Tehlike de burada başlıyor. Eskiden marka olmak rekabette üstünlük kazanmak için bir avantajdı. Oysa şimdi, rekabette üstünlük kazanmanın tek yolu bu değil. Farklı algılanmak, tüketicinin zihnine girmek için çok daha fazla uğraşmak gerekiyor. O nedenle, bir marka, -az önceki cümlemi tekrarlıyorum- ölçülebilir eşdeğerleri arasında, fiyatı daha fazla olsa dahi, ürününü/hizmetini satmayı başarmışsa ya da başarıyorsa indirimli alışveriş fırsatı barındıran sitelere “düşerek” markasına geri dönülmez zararlar veriyor. “Outlet” ürünlerimizi kapınıza getiriyoruz, mesajının dışına çıkacak her kampanya, tüketicisinin zihninde o ürün ya da hizmet için ödeyeceği “değer” algısını değiştiriyor. Başka bir deyişle, onca zaman emek verilmiş, para harcanmış, yatırım yapılmış bir markanın algısı, ötesi fazla düşünülmemiş bir satış kaygısı nedeni ile kolayca ve daha kötüsü istenmeyen bir algı ve değer seviyesine çekilmiş oluyor. Kaldı ki, “outlet” ürünlerin bu siteler aracılığıyla satılması bile markaya, markanın kimliğine ve zihinlerdeki algısına bağlı olarak, farklı zararlar verebilir. Her biri ayrı bir inceleme konusu…
Şöyle örneklendireyim; stil olarak çok sevdiğim ve çoğunlukla da yüksek fiyatlar ödemeye razı olup tercih ettiğim X markası, sık sık indirimli sitelerde kampanya çıkmaya başladı. Ve benim iki ay önce, geçen hafta ya da dün aldığım ürünü yarı fiyatına satıyor. İlk seferinde biraz canımı sıkar. İkinci seferinde “Bir saniye, n’oluyoruz hocam? Ben niye bu fiyatı ödüyorum” diye sorgulamaya başlarım. Üçüncü seferinde artık ödemeye razı geleceğim değer, dolayısıyla markanın zihnimdeki ürün-fayda-değer zinciri algısal olarak, finansal olarak ve duygusal olarak yer değiştirir. Yani, gidip de mağazadan o fiyata o malı bir daha almam. Yani, markaya ödemeyi değer bulduğum rakam düşer. Hatta belki de marka, benim için değerini komple kaybeder ve “commodity”e dönüşür.

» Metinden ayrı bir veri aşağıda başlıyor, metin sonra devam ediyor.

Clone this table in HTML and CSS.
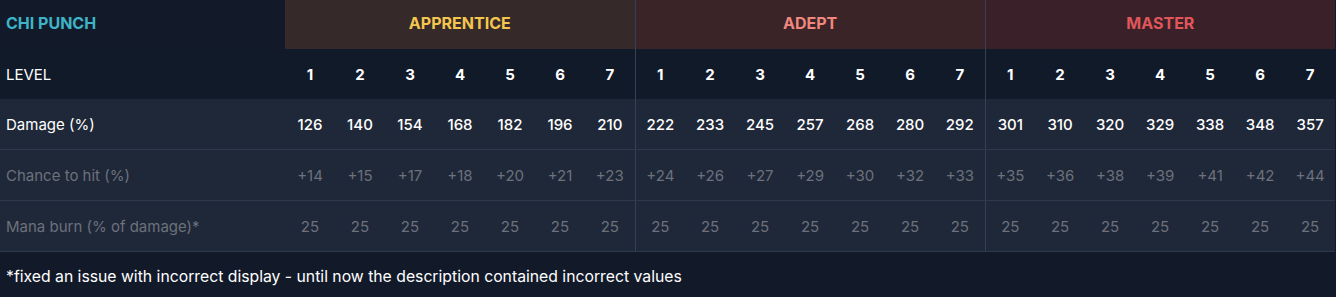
FILE: index.html
```html
<!DOCTYPE html>
<html>
<head>
<meta charset="utf-8">
<link rel="stylesheet" href="styles.css">
</head>
<body>
<table class="skill">
  <colgroup>
    <col class="c-name">
    <col span="21" class="c-lvl">
  </colgroup>
  <thead>
    <tr class="tiers">
      <th class="title">CHI PUNCH</th>
      <th colspan="7" class="tier apprentice">APPRENTICE</th>
      <th colspan="7" class="tier adept sep">ADEPT</th>
      <th colspan="7" class="tier master sep">MASTER</th>
    </tr>
    <tr class="levels">
      <th class="label">LEVEL</th>
      <th>1</th><th>2</th><th>3</th><th>4</th><th>5</th><th>6</th><th>7</th>
      <th class="sep">1</th><th>2</th><th>3</th><th>4</th><th>5</th><th>6</th><th>7</th>
      <th class="sep">1</th><th>2</th><th>3</th><th>4</th><th>5</th><th>6</th><th>7</th>
    </tr>
  </thead>
  <tbody>
    <tr class="main">
      <td class="label">Damage (%)</td>
      <td>126</td><td>140</td><td>154</td><td>168</td><td>182</td><td>196</td><td>210</td>
      <td class="sep">222</td><td>233</td><td>245</td><td>257</td><td>268</td><td>280</td><td>292</td>
      <td class="sep">301</td><td>310</td><td>320</td><td>329</td><td>338</td><td>348</td><td>357</td>
    </tr>
    <tr class="dim">
      <td class="label">Chance to hit (%)</td>
      <td>+14</td><td>+15</td><td>+17</td><td>+18</td><td>+20</td><td>+21</td><td>+23</td>
      <td class="sep">+24</td><td>+26</td><td>+27</td><td>+29</td><td>+30</td><td>+32</td><td>+33</td>
      <td class="sep">+35</td><td>+36</td><td>+38</td><td>+39</td><td>+41</td><td>+42</td><td>+44</td>
    </tr>
    <tr class="dim">
      <td class="label">Mana burn (% of damage)*</td>
      <td>25</td><td>25</td><td>25</td><td>25</td><td>25</td><td>25</td><td>25</td>
      <td class="sep">25</td><td>25</td><td>25</td><td>25</td><td>25</td><td>25</td><td>25</td>
      <td class="sep">25</td><td>25</td><td>25</td><td>25</td><td>25</td><td>25</td><td>25</td>
    </tr>
  </tbody>
</table>
<p class="note">*fixed an issue with incorrect display - until now the description contained incorrect values</p>
</body>
</html>
```

FILE: styles.css
```css
html, body {
  margin: 0;
  padding: 0;
  background: #121a29;
  font-family: "Inter", "Noto Sans", sans-serif;
  color: #ffffff;
}

.skill {
  border-collapse: collapse;
  table-layout: fixed;
  width: 1335px;
}

.c-name { width: 285px; }
.c-lvl { width: 50px; }

.skill th,
.skill td {
  padding: 0;
  text-align: center;
  white-space: nowrap;
}

.skill .label,
.skill .title {
  text-align: left;
  padding-left: 6px;
}

.tiers th {
  height: 45px;
  padding-bottom: 4px;
  font-size: 16px;
  font-weight: 700;
}

.title {
  color: #3db4c7;
  background: #121a29;
}

.apprentice { background: #352a29; color: #f5c64f; }
.adept { background: #3a2428; color: #f0877e; }
.master { background: #3a2029; color: #e0565a; }

.levels th {
  height: 50px;
  font-size: 15px;
  font-weight: 700;
  background: #111a29;
}

.levels th.label {
  font-weight: 400;
  font-size: 15px;
}

tbody tr {
  background: #1f2838;
}

tbody td {
  height: 50px;
  border-bottom: 1px solid #2d3a4d;
  font-size: 15px;
}

.main td {
  color: #ffffff;
  font-weight: 500;
}

.main td.label { font-weight: 400; }

.dim td {
  color: #6c717c;
}

.skill .sep {
  border-left: 1px solid #334155;
}

.note {
  margin: 0;
  padding: 15px 0 0 6px;
  font-size: 15.75px;
  color: #ffffff;
}
```
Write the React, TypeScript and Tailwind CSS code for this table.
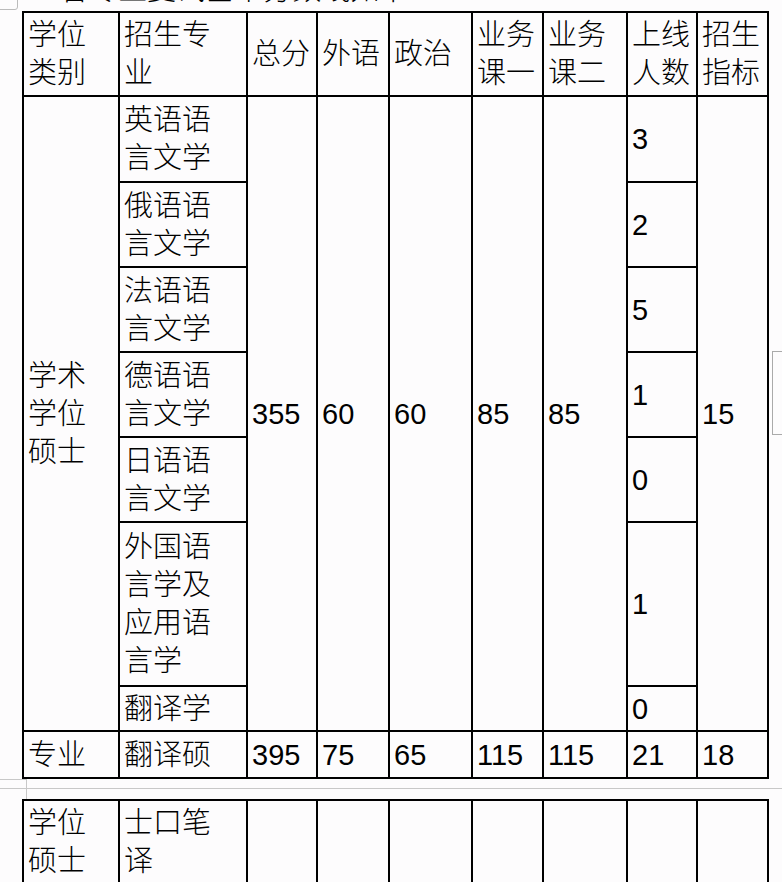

Bir başka örnek; İstanbul’da hizmet veren bir bistro var. Özellikle pazar brunch’larını çok seviyorum ve sık sık gidiyorum. Kupon sitelerinde sık sık pazar brunch’ı için kampanya çıkmaya başladılar. Benim her zaman ödediğim rakamın yarı fiyatına aynı hizmeti veriyorlar. Birincisinde çok etkilenmem belki ama ikincisinde kendimi “enayi” gibi hissederim; “ben niye iki katını veriyorum aynı hizmete” diye sorgulamaya başlarım. Üçüncüsünde muhtemelen mekan o fiyatlara göre karlılığını korumak isteyeceği için, ürün kalitesinden ödün vermeye başlar. Ve bir bakarsınız hitap ettiği hedef kitle değişmiş olur. Kısa ve basit cümleler ile durumun özeti budur.
Ben olsam markamın bu riski almasına asla izin vermezdim.